>> start PROVIDED DATA
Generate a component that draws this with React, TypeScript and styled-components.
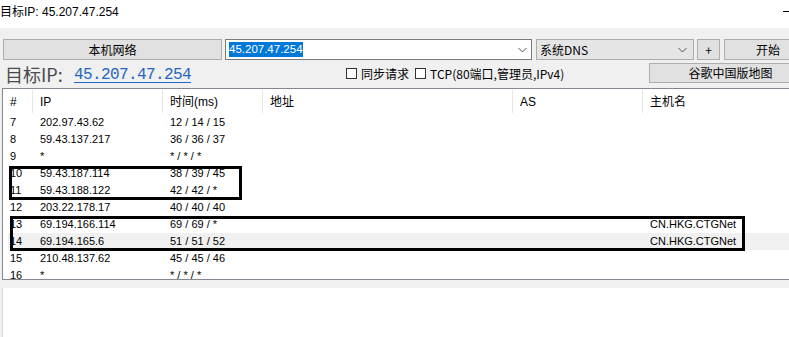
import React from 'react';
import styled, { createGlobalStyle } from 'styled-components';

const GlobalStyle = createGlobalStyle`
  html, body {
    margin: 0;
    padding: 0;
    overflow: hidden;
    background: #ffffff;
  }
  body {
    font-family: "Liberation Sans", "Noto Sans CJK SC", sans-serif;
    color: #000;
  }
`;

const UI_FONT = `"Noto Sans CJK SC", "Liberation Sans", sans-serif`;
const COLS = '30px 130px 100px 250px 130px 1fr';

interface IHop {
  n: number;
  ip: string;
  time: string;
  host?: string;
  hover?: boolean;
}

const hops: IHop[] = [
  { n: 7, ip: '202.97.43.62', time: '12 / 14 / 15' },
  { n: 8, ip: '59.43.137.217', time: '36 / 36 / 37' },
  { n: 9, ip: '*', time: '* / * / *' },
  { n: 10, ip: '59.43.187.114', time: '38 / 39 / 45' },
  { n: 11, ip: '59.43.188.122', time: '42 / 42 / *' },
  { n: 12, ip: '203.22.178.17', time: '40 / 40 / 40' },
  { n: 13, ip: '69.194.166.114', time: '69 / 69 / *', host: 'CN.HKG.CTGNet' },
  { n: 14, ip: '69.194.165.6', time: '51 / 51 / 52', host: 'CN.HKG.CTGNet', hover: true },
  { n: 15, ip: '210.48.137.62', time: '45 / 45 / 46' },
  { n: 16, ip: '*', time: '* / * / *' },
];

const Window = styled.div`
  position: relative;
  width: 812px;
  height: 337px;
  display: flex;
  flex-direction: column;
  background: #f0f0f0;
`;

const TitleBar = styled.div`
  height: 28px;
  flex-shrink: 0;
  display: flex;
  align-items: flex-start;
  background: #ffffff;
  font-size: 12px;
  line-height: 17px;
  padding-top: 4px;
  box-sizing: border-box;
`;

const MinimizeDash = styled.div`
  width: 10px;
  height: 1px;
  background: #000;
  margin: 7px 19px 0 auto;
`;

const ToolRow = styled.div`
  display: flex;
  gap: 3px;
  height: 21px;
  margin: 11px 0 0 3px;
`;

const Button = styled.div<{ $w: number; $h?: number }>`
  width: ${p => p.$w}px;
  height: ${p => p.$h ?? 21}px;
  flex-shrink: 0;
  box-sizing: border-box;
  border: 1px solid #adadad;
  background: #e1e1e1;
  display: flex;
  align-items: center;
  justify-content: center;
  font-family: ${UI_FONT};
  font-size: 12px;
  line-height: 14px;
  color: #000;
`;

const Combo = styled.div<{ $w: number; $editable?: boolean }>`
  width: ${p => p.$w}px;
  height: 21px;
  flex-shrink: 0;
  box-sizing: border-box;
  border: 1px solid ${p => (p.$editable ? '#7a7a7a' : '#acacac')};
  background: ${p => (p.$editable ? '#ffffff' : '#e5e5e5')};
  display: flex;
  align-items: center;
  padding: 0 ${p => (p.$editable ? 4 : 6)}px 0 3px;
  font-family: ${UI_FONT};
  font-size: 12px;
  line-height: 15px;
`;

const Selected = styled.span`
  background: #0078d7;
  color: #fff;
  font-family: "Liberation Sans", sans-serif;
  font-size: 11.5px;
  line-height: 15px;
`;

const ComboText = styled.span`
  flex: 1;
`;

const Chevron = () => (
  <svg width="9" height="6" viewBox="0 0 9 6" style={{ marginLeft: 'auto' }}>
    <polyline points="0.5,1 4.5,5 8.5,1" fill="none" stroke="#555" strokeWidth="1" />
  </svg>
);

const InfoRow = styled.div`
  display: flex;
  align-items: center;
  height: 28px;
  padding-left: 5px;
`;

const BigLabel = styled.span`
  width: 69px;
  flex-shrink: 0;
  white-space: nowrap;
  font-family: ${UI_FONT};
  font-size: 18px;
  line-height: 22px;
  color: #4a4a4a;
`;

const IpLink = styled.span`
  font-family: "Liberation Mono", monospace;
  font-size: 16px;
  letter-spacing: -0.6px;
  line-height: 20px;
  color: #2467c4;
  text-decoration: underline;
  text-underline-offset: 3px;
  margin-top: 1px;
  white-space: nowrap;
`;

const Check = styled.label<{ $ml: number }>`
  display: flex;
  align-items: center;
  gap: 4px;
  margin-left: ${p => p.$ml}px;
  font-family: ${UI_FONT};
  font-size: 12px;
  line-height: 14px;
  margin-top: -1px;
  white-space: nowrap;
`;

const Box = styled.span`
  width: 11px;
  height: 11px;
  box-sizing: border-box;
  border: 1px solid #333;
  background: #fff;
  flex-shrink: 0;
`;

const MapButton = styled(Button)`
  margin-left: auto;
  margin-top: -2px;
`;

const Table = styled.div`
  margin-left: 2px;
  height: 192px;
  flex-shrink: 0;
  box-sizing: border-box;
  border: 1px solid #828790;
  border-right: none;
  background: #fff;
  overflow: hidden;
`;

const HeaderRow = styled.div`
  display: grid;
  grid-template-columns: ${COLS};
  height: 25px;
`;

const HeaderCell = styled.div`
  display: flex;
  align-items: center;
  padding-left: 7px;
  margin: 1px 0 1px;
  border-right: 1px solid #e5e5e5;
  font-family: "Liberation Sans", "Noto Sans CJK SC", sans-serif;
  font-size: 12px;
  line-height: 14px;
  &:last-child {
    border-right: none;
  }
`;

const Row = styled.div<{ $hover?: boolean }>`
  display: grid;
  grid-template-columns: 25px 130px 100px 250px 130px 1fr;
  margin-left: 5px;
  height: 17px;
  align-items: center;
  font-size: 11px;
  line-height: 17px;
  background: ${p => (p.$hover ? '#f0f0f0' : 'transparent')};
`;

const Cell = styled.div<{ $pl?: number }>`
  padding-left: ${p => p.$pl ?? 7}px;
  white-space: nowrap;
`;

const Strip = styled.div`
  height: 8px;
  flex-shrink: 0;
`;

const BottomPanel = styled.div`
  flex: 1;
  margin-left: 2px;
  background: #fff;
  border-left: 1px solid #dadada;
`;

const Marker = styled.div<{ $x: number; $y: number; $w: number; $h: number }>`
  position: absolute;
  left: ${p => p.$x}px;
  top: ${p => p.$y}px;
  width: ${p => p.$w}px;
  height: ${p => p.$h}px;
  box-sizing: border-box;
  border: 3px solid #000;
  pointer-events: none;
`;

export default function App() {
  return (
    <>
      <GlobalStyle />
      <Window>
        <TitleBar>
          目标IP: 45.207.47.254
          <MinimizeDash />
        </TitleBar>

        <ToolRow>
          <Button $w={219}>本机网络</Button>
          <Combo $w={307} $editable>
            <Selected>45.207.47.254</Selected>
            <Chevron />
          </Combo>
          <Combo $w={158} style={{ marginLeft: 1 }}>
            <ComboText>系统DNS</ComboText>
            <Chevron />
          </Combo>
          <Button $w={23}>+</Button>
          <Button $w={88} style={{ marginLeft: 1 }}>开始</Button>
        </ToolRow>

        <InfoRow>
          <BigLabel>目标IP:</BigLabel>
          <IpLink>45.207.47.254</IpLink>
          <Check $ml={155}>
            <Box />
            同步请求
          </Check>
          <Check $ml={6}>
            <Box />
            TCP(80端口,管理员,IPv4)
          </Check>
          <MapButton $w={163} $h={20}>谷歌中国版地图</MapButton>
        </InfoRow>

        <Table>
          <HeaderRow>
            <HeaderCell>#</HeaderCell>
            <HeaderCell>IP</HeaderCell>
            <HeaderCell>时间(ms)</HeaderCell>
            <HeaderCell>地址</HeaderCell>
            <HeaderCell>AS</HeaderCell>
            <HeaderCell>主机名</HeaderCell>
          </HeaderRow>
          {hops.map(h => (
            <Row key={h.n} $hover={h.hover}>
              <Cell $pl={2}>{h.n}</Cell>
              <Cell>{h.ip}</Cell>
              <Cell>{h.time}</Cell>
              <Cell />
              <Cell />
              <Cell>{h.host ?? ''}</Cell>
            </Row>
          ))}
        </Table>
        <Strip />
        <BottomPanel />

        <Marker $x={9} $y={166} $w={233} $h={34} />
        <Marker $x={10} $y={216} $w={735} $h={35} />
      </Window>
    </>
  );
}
>> end PROVIDED DATA
**EXERCISE:** Leave out the pictures, then repeat the listing above exactly from its first line to the line with "const COLS = '30px", inclusive.

**RESPONSE:**
Generate a component that draws this with React, TypeScript and styled-components.
import React from 'react';
import styled, { createGlobalStyle } from 'styled-components';

const GlobalStyle = createGlobalStyle`
  html, body {
    margin: 0;
    padding: 0;
    overflow: hidden;
    background: #ffffff;
  }
  body {
    font-family: "Liberation Sans", "Noto Sans CJK SC", sans-serif;
    color: #000;
  }
`;

const UI_FONT = `"Noto Sans CJK SC", "Liberation Sans", sans-serif`;
const COLS = '30px 130px 100px 250px 130px 1fr';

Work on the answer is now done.